Bible Commentaries

The People's Bible by Joseph Parker

Jude 1

Verse 1

Infinite Love

Jude 1:21

In the first verse we read, "Beloved in God the Father" (R.V.),—or, keeping the preposition as we find it, "Beloved by God the Father." Then the exhortation "Keep yourselves in the love of God,"—often read thus: Keep on loving God,—watch the state of your affections; be very careful not to relax the grasp of your love as it lays hold upon God. That is not the meaning of the text:—Keep yourselves in the fact that God loves you, not in the fickle circumstance that you love God. The distinction is vital, the distinction is infinitely consolatory, the distinction is what we need every day to keep us right and to give us peace. Men cannot be lectured into love. Jude is not telling us to be very careful about our love; for then we should be mechanicians, artisans, interested in keeping our love bright and pure, and in an interesting state, so as to attract the Divine complacency—that fickle feeling that rules the universe so waywardly.
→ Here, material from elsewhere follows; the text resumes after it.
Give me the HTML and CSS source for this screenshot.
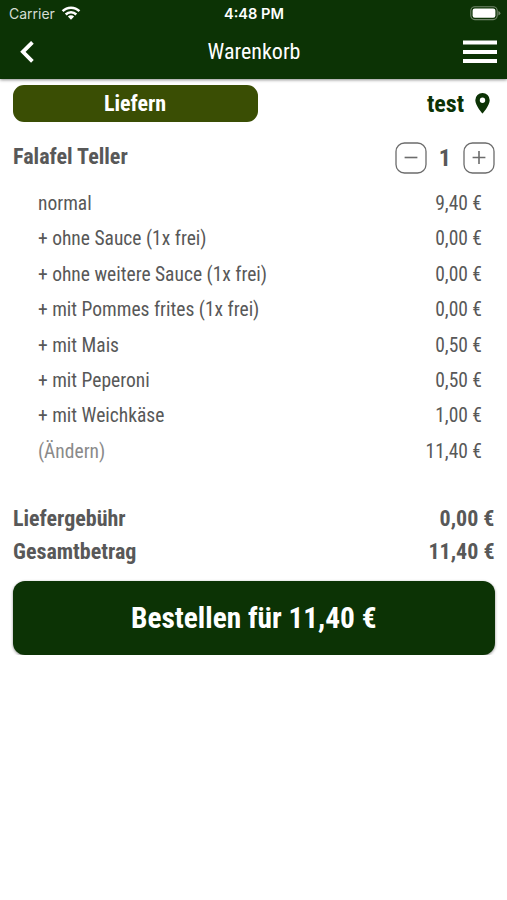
FILE: index.html
```html
<!DOCTYPE html>
<html lang="de">
<head>
<meta charset="utf-8">
<title>Warenkorb</title>
<link rel="stylesheet" href="styles.css">
</head>
<body>
<header class="top">
  <div class="status">
    <div class="carrier"><span>Carrier</span>
      <svg class="wifi" width="20" height="15" viewBox="0 0 20 15"><g fill="none" stroke="#fff" stroke-width="2.5"><path d="M1.6 5.1a11.9 11.9 0 0 1 16.8 0"/><path d="M4.7 8.5a7.5 7.5 0 0 1 10.6 0"/></g><path fill="#fff" d="M10 13.7 6.9 10.6a4.4 4.4 0 0 1 6.2 0z"/></svg>
    </div>
    <div class="clock">4:48 PM</div>
    <svg class="battery" width="31" height="15" viewBox="0 0 31 15"><rect x=".8" y=".8" width="26.4" height="12.8" rx="4" fill="none" stroke="#71866b" stroke-width="1.1"/><rect x="2.6" y="2.6" width="22.8" height="9.2" rx="2.2" fill="#fff"/><path fill="#71866b" d="M28.4 5q2 .7 2 2.2t-2 2.2z"/></svg>
  </div>
  <nav class="nav">
    <svg class="back" width="14" height="22" viewBox="0 0 14 22"><path d="M12.4 1.3 2.9 10.8l9.5 9.5" fill="none" stroke="#fff" stroke-width="3.8"/></svg>
    <h1 class="title">Warenkorb</h1>
    <svg class="menu" width="34" height="24" viewBox="0 0 34 24"><path fill="#fff" d="M0 .6h34v4H0zM0 9.9h34v4H0zM0 19h34v4H0z"/></svg>
  </nav>
</header>
<main class="cart">
  <div class="delivery">
    <div class="mode"><span>Liefern</span></div>
    <div class="place"><span>test</span>
      <svg width="15" height="21" viewBox="0 0 15 21"><path fill="#0c3305" fill-rule="evenodd" d="M7.5 0A7.2 7.2 0 0 0 .3 7.2C.3 12.6 7.5 20.5 7.5 20.5s7.2-7.9 7.2-13.3A7.2 7.2 0 0 0 7.5 0m0 4.5a2.7 2.7 0 1 1 0 5.4 2.7 2.7 0 0 1 0-5.4"/></svg>
    </div>
  </div>
  <div class="item">
    <h2 class="name">Falafel Teller</h2>
    <div class="stepper">
      <svg width="32" height="32" viewBox="0 0 32 32"><g fill="none" stroke="#6c6c6c" stroke-width="1.3"><rect x="1" y="1" width="30" height="30" rx="8.5"/><path stroke-width="1.6" d="M9.6 15.5h12.8"/></g></svg>
      <span class="count">1</span>
      <svg width="32" height="32" viewBox="0 0 32 32"><g fill="none" stroke="#6c6c6c" stroke-width="1.3"><rect x="1" y="1" width="30" height="30" rx="8.5"/><path stroke-width="1.6" d="M9.6 15.5h12.8M16 9.1v12.8"/></g></svg>
    </div>
  </div>
  <ul class="options">
    <li><span>normal</span><span>9,40 €</span></li>
    <li><span>+ ohne Sauce (1x frei)</span><span>0,00 €</span></li>
    <li><span>+ ohne weitere Sauce (1x frei)</span><span>0,00 €</span></li>
    <li><span>+ mit Pommes frites (1x frei)</span><span>0,00 €</span></li>
    <li><span>+ mit Mais</span><span>0,50 €</span></li>
    <li><span>+ mit Peperoni</span><span>0,50 €</span></li>
    <li><span>+ mit Weichkäse</span><span>1,00 €</span></li>
    <li><span class="change">(Ändern)</span><span>11,40 €</span></li>
  </ul>
  <div class="totals">
    <div class="total"><span>Liefergebühr</span><span>0,00 €</span></div>
    <div class="total"><span>Gesamtbetrag</span><span>11,40 €</span></div>
  </div>
  <button class="order"><span>Bestellen für 11,40 €</span></button>
</main>
</body>
</html>
```

FILE: styles.css
```css
* { box-sizing: border-box; margin: 0; padding: 0; }
body { background: #fff; color: #585858; font-family: "Roboto Condensed", Roboto, sans-serif; font-stretch: 75%; }
svg { display: block; flex: none; }
.top { height: 79px; background: #0c3305; color: #fff; box-shadow: 0 1px 3px rgba(0,0,0,.45); }
.status { height: 27px; display: grid; grid-template-columns: 1fr auto 1fr; align-items: center; padding: 0 6px 0 7px; font: 14px/27px Inter, sans-serif; }
.carrier { display: flex; align-items: center; gap: 6px; padding-left: 2px; color: #d5ddd3; }
.clock { font-weight: 600; font-size: 14.6px; line-height: 26px; padding-top: 1px; }
.battery { justify-self: end; }
.nav { height: 50px; display: grid; grid-template-columns: 1fr auto 1fr; align-items: center; padding: 0 10px 0 11px; }
.back { margin-left: 9px; }
.title { font-size: 22px; font-weight: 400; line-height: 50px; }
.menu { justify-self: end; }
.cart { padding: 6px 12.5px 0 13px; }
.delivery { display: flex; justify-content: space-between; height: 37px; }
.mode { width: 245px; padding-right: 1px; background: #3a4e04; border-radius: 11px; color: #fff; font-size: 22px; font-weight: 700; line-height: 37px; text-align: center; }
.place { display: flex; align-items: center; gap: 11px; padding-right: 4.5px; color: #0c3305; font-size: 24px; font-weight: 700; }
.item { display: flex; justify-content: space-between; height: 64px; padding-top: 20px; }
.name { font-size: 22.1px; line-height: 29px; }
.stepper { display: flex; height: 32px; align-items: center; gap: 12px; margin-right: -0.5px; font-size: 24px; font-weight: 700; line-height: 34px; }
.options { list-style: none; padding: 0 12.5px 0 25px; font-size: 19.5px; line-height: 35.4px; }
.options li, .total { display: flex; justify-content: space-between; }
.change { color: #8a8a8a; }
.totals { margin-top: 33px; font-size: 22px; font-weight: 700; line-height: 33px; }
.order { display: block; width: 100%; height: 73.5px; margin-top: 13px; border: 0; border-radius: 12px; background: #0c3305; color: #fff; font: inherit; font-size: 29.35px; font-weight: 700; box-shadow: 0 1px 3px rgba(0,0,0,.45); }
```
This would be impossible and absurd. Yet this is the ruin of the Church; this it is that brings so many weaklings to profess Christianity. They are always complaining about themselves, as who should say, My love is weak and feeble, and I am afraid I am not in the right way; my heart misgives me when I think of my relation to God and eternity. That is blasphemy. Your relation means nothing, except in a very secondary and remote sense. What is God"s relation to you? God does not change. The one thing you have to be certain of at the beginning is that God loves you, then leave it. We have had far too much self-analysis, personal vivisection, taking, so to say, the soul to pieces, fibre by fibre, and filament by filament, to see how it is getting on. We have forgotten that we have to keep or guard ourselves by God"s love to us. His is an unchanging love.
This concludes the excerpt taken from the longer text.